Requirements: Wherever a line holds the word "this", copy that line out.

(Interface markup and scripts)

###

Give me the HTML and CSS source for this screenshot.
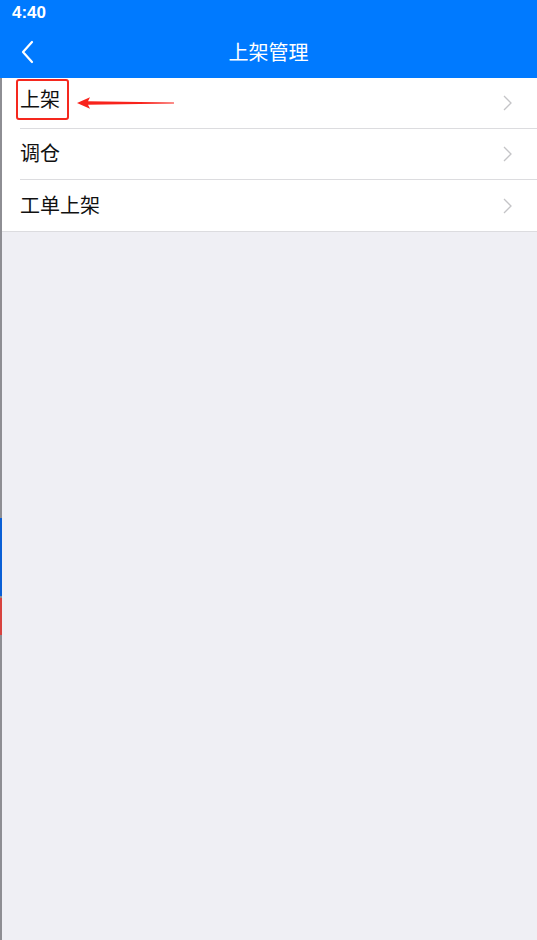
FILE: index.html
```html
<!DOCTYPE html>
<html>
<head>
<meta charset="utf-8">
<link rel="stylesheet" href="styles.css">
</head>
<body>
<div class="screen">
  <div class="status">4:40</div>
  <div class="nav">
    <svg class="back" width="14" height="24" viewBox="0 0 14 24"><path d="M12 2 L3 12 L12 22" fill="none" stroke="#fff" stroke-width="2.2" stroke-linecap="round" stroke-linejoin="round"/></svg>
    <div class="title">上架管理</div>
  </div>
  <div class="content">
    <div class="list">
      <div class="row">
        <span class="label highlighted">上架</span>
        <svg class="chev" width="9" height="16" viewBox="0 0 9 16"><path d="M1 1 L8 8 L1 15" fill="none" stroke="#c4c4c7" stroke-width="1.3"/></svg>
        <svg class="arrow" width="98" height="14" viewBox="0 0 98 14"><polygon points="0,7 13,1.2 11,5.2 97,6.6 97,7.4 11,8.8 13,12.8" fill="#f8231c"/></svg>
      </div>
      <div class="row">
        <span class="label">调仓</span>
        <svg class="chev" width="9" height="16" viewBox="0 0 9 16"><path d="M1 1 L8 8 L1 15" fill="none" stroke="#c4c4c7" stroke-width="1.3"/></svg>
      </div>
      <div class="row last">
        <span class="label">工单上架</span>
        <svg class="chev" width="9" height="16" viewBox="0 0 9 16"><path d="M1 1 L8 8 L1 15" fill="none" stroke="#c4c4c7" stroke-width="1.3"/></svg>
      </div>
    </div>
    <div class="edge-mark blue"></div>
    <div class="edge-mark red"></div>
  </div>
</div>
</body>
</html>
```
FILE: styles.css
```css
* { box-sizing: border-box; }
html, body { margin: 0; padding: 0; }
body {
  width: 537px;
  height: 940px;
  overflow: hidden;
  font-family: "Noto Sans CJK SC", "Liberation Sans", sans-serif;
  background: #efeff4;
}
.screen { width: 537px; height: 940px; display: flex; flex-direction: column; }
.status {
  height: 27px;
  background: #007aff;
  color: #fff;
  font-family: "Liberation Sans", Arial, sans-serif;
  font-weight: bold;
  font-size: 17px;
  line-height: 25px;
  padding-left: 12px;
}
.nav {
  height: 51px;
  background: #007aff;
  display: flex;
  align-items: center;
  justify-content: center;
  position: relative;
}
.back { position: absolute; left: 20px; top: 13px; }
.title { color: #fff; font-size: 20px; line-height: 24px; margin-top: -2px; }
.content {
  flex: 1;
  position: relative;
  border-left: 2px solid #8e8e93;
  background: #efeff4;
}
.list { background: #fff; border-bottom: 1px solid #dcdcdf; }
.row {
  height: 51px;
  display: flex;
  align-items: center;
  justify-content: space-between;
  margin-left: 18px;
  padding-right: 25px;
  border-bottom: 1px solid #dcdcdf;
  position: relative;
}
.row.last { border-bottom: none; height: 51px; }
.label { font-size: 20px; color: #111; line-height: 24px; margin-top: -2px; }
.label.highlighted {
  border: 2px solid #f5281e;
  border-radius: 3px;
  padding: 6px 7px 7px 2px;
  margin-left: -4px;
  margin-top: -7px;
}
.arrow { position: absolute; left: 57px; top: 18px; }
.edge-mark { position: absolute; left: -2px; width: 2px; }
.edge-mark.blue { top: 440px; height: 78px; background: #0a5fd6; }
.edge-mark.red { top: 520px; height: 37px; background: #d8433f; }
```
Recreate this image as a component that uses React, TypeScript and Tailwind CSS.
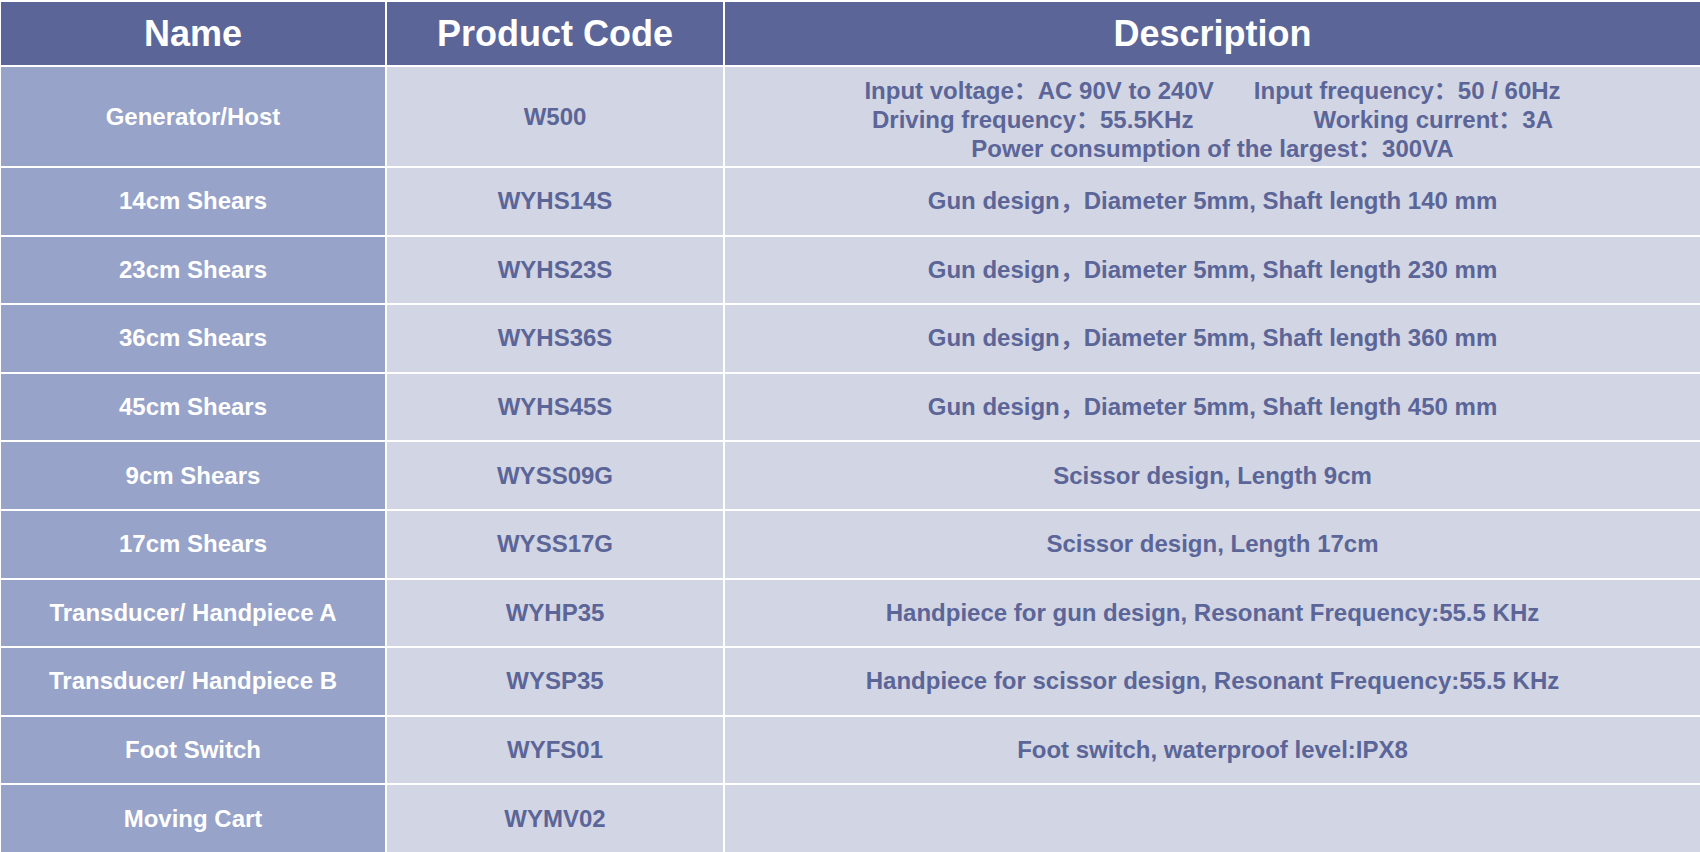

###

Correct result:
Give me the HTML and CSS source for this screenshot.
Recreate this image as a component that uses React, TypeScript and Tailwind CSS.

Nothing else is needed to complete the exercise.